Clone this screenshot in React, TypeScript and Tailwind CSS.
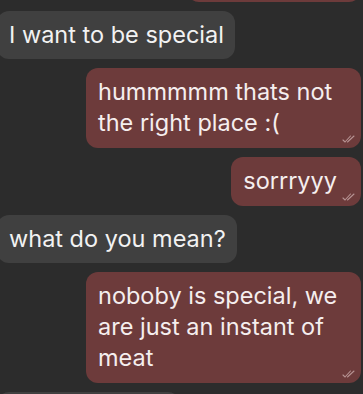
import React from 'react';

type Msg = { id: number; mine: boolean; text: string };

const messages: Msg[] = [
  { id: 1, mine: false, text: 'I want to be special' },
  { id: 2, mine: true, text: 'hummmmm thats not the right place :(' },
  { id: 3, mine: true, text: 'sorrryyy' },
  { id: 4, mine: false, text: 'what do you mean?' },
  { id: 5, mine: true, text: 'noboby is special, we are just an instant of meat' },
];

const ReadTicks: React.FC = () => (
  <svg
    width="13"
    height="8"
    viewBox="0 0 13 8"
    fill="none"
    stroke="#c9a9a9"
    strokeWidth="1.1"
    strokeLinecap="round"
    className="absolute right-[6px] bottom-[5px] opacity-80"
  >
    <path d="M1 5l2 2 5.5-6" />
    <path d="M5.5 7L12 1" />
  </svg>
);

const Bubble: React.FC<{ msg: Msg }> = ({ msg }) => {
  if (!msg.mine) {
    return (
      <div className="flex justify-start">
        <div className="-ml-[3px] rounded-xl bg-[#404040] pl-3 pr-[11px] pt-2 pb-[9px] text-[#f2f2f2]">
          {msg.text}
        </div>
      </div>
    );
  }
  return (
    <div className="flex justify-end">
      <div className="relative max-w-[275px] rounded-xl bg-[#6d3b3b] px-3 pt-2 pb-[10px] text-[#f5eeee]">
        {msg.text}
        <span className="inline-block w-[12px]" />
        <ReadTicks />
      </div>
    </div>
  );
};

export default function App() {
  return (
    <div
      className="h-[394px] w-[363px] overflow-hidden bg-[#2c2c2c] pr-[2px] text-[23.5px] leading-[31px]"
      style={{ fontFamily: 'Inter, "Noto Sans", sans-serif' }}
    >
      <div className="flex flex-col gap-[9px]">
        {/* previous message, mostly scrolled away */}
        <div className="-mt-[46px] flex justify-end">
          <div className="relative h-[48px] w-[174px] rounded-xl bg-[#6d3b3b]">
            <ReadTicks />
          </div>
        </div>
        {messages.map((m) => (
          <Bubble key={m.id} msg={m} />
        ))}
        {/* next message, cut off at the bottom */}
        <div className="flex justify-start">
          <div className="-ml-[3px] h-[48px] w-[183px] rounded-xl bg-[#404040]" />
        </div>
      </div>
    </div>
  );
}
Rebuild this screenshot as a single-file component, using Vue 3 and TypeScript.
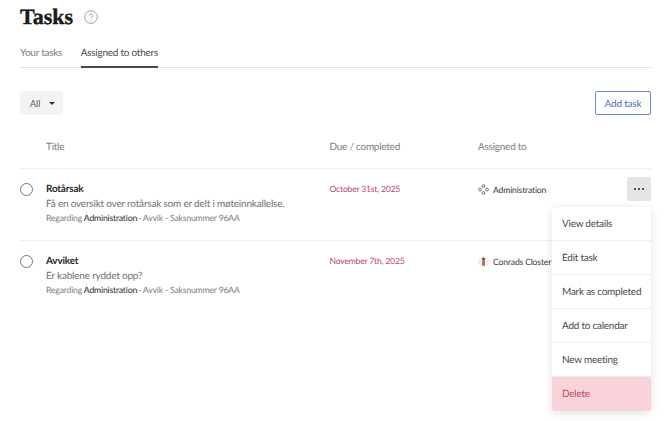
<script setup lang="ts">
import { ref } from 'vue'

type Task = {
    title: string,
    description: string,
    due: string,
    assignee: string,
    kind: 'team' | 'person',
}

const tabs = ['Your tasks', 'Assigned to others']
const activeTab = ref(1)

const tasks: Task[] = [
    {
        title: 'Rotårsak',
        description: 'Få en oversikt over rotårsak som er delt i møteinnkallelse.',
        due: 'October 31st, 2025',
        assignee: 'Administration',
        kind: 'team',
    },
    {
        title: 'Avviket',
        description: 'Er kablene ryddet opp?',
        due: 'November 7th, 2025',
        assignee: 'Conrads Closter',
        kind: 'person',
    },
]

const menuItems = ['View details', 'Edit task', 'Mark as completed', 'Add to calendar', 'New meeting', 'Delete']
</script>

<template>
    <div class="page">
        <header class="heading">
            <h1>Tasks</h1>
            <svg class="help" viewBox="0 0 14 14" width="14" height="14">
                <circle cx="7" cy="7" r="6.3" fill="none" stroke="#8a8a88" stroke-width="0.8" />
                <path d="M5.3 5.6a1.7 1.7 0 1 1 2.6 1.4c-.6.4-.9.7-.9 1.4" fill="none" stroke="#8a8a88" stroke-width="0.8" />
                <circle cx="7" cy="10.2" r="0.5" fill="#8a8a88" />
            </svg>
        </header>

        <nav class="tabs">
            <a
                v-for="(tab, i) in tabs"
                :key="tab"
                class="tab"
                :class="{ active: i === activeTab }"
                @click="activeTab = i"
            >{{ tab }}</a>
        </nav>

        <div class="toolbar">
            <button class="filter">
                <span>All</span>
                <span class="caret"></span>
            </button>
            <button class="add">Add task</button>
        </div>

        <div class="row head">
            <span></span>
            <span>Title</span>
            <span>Due / completed</span>
            <span>Assigned to</span>
        </div>

        <div v-for="(task, i) in tasks" :key="task.title" class="row task">
            <span class="check"></span>
            <div class="info">
                <div class="title">{{ task.title }}</div>
                <div class="desc">{{ task.description }}</div>
                <div class="meta">Regarding <b>Administration</b> · Avvik - Saksnummer 96AA</div>
            </div>
            <div class="due">{{ task.due }}</div>
            <div class="assignee">
                <svg v-if="task.kind === 'team'" viewBox="0 0 12 12" width="11" height="11">
                    <g fill="none" stroke="#555" stroke-width="0.9">
                        <circle cx="6" cy="2.2" r="1.5" />
                        <circle cx="2.1" cy="6" r="1.5" />
                        <circle cx="9.9" cy="6" r="1.5" />
                        <circle cx="6" cy="9.8" r="1.5" />
                    </g>
                </svg>
                <svg v-else viewBox="0 0 12 12" width="11" height="11">
                    <circle cx="6" cy="6" r="6" fill="#f4efec" />
                    <path d="M4.4 10.6V5h3.2v5.6z" fill="#a9765f" />
                    <circle cx="6" cy="3.2" r="1.7" fill="#6d4a3c" />
                </svg>
                <span>{{ task.assignee }}</span>
            </div>
            <button v-if="i === 0" class="more"><i></i><i></i><i></i></button>
        </div>

        <ul class="menu">
            <li v-for="item in menuItems" :key="item" :class="{ danger: item === 'Delete' }">{{ item }}</li>
        </ul>
    </div>
</template>

<style>
html, body {
    margin: 0;
    background: #fff;
    overflow: hidden;
}
</style>

<style scoped>
.page {
    position: relative;
    width: 670px;
    height: 421px;
    box-sizing: border-box;
    padding: 0 19px 0 20px;
    overflow: hidden;
    font-family: Lato, "Open Sans", sans-serif;
    text-rendering: geometricPrecision;
    color: #333;
}
.heading {
    display: flex;
    align-items: center;
    gap: 11px;
    height: 34px;
}
h1 {
    margin: 0;
    font-family: "Liberation Serif", serif;
    font-size: 22px;
    font-weight: 700;
    color: #1a1a1a;
    -webkit-text-stroke: 0.4px #1a1a1a;
}
.tabs {
    display: flex;
    gap: 18.5px;
    margin-top: 8px;
    height: 25px;
    border-bottom: 1px solid #e2e2e0;
}
.tab {
    font-size: 10px;
    letter-spacing: -0.25px;
    line-height: 23px;
    color: #808080;
    height: 24px;
    cursor: pointer;
}
.tab.active {
    color: #4a4a4a;
    border-bottom: 2px solid #4a4a4a;
}
.toolbar {
    display: flex;
    justify-content: space-between;
    margin-top: 23px;
}
button {
    font-family: inherit;
    border: none;
    cursor: pointer;
}
.filter {
    display: flex;
    align-items: center;
    gap: 9px;
    width: 43px;
    height: 24px;
    padding: 0 0 0 10px;
    background: #f4f3f1;
    border-radius: 2px;
    font-size: 9px;
    color: #555;
}
.caret {
    border: 3px solid transparent;
    border-top: 3px solid #333;
    border-bottom: none;
}
.add {
    width: 56px;
    height: 24px;
    background: #fff;
    border: 1px solid #6a85d6;
    border-radius: 2px;
    color: #4a68c2;
    font-size: 10px;
    letter-spacing: -0.2px;
}
.row {
    display: grid;
    grid-template-columns: 26px 283.5px 148.5px 1fr;
    border-bottom: 1px solid #eee;
    position: relative;
}
.head {
    padding: 24.5px 0 14.5px;
    line-height: 14px;
    font-size: 10px;
    letter-spacing: -0.25px;
    color: #808080;
}
.task {
    height: 57px;
    padding-top: 14px;
}
.task:last-of-type {
    border-bottom: none;
}
.check {
    width: 13px;
    height: 13px;
    box-sizing: border-box;
    border: 1px solid #777;
    border-radius: 50%;
}
.title {
    font-size: 10px;
    letter-spacing: -0.2px;
    font-weight: 700;
    line-height: 13px;
    color: #2a2a2a;
}
.desc {
    font-size: 10px;
    letter-spacing: -0.2px;
    line-height: 16px;
    color: #707070;
}
.meta {
    font-size: 8.7px;
    letter-spacing: -0.2px;
    line-height: 12px;
    color: #808080;
}
.meta b {
    font-weight: 400;
    color: #2a2a2a;
}
.due {
    font-size: 8.6px;
    letter-spacing: -0.2px;
    line-height: 12px;
    color: #c04a62;
}
.assignee {
    display: flex;
    align-items: center;
    gap: 4px;
    height: 12px;
    font-size: 8.7px;
    letter-spacing: -0.2px;
    color: #3a3a3a;
}
.more {
    position: absolute;
    right: 0;
    top: 8px;
    display: flex;
    align-items: center;
    justify-content: center;
    gap: 1.6px;
    width: 24px;
    height: 24px;
    padding: 0;
    background: #e6e5e3;
    border-radius: 2px;
}
.more i {
    width: 2.4px;
    height: 2.4px;
    border-radius: 50%;
    background: #222;
}
.menu {
    position: absolute;
    left: 552px;
    top: 207px;
    width: 99px;
    margin: 0;
    padding: 0;
    list-style: none;
    background: #fff;
    border-radius: 3px;
    box-shadow: 0 2px 10px rgba(0, 0, 0, 0.12);
    overflow: hidden;
}
.menu li {
    height: 33px;
    line-height: 35px;
    padding-left: 10px;
    font-size: 10px;
    letter-spacing: -0.25px;
    color: #4a4a4a;
    border-bottom: 1px solid #eee;
}
.menu li.danger {
    background: #f8d3da;
    color: #c04a62;
    border-bottom: none;
    height: 34px;
}
</style>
▬▬▬▬▬▬
TASK DETAILS: Starting at the top of the listing above, please restate word for word each line up to and including the one that holds "number; mine: boolean;", omitting every image.

THE RESPONSE:
Clone this screenshot in React, TypeScript and Tailwind CSS.
import React from 'react';

type Msg = { id: number; mine: boolean; text: string };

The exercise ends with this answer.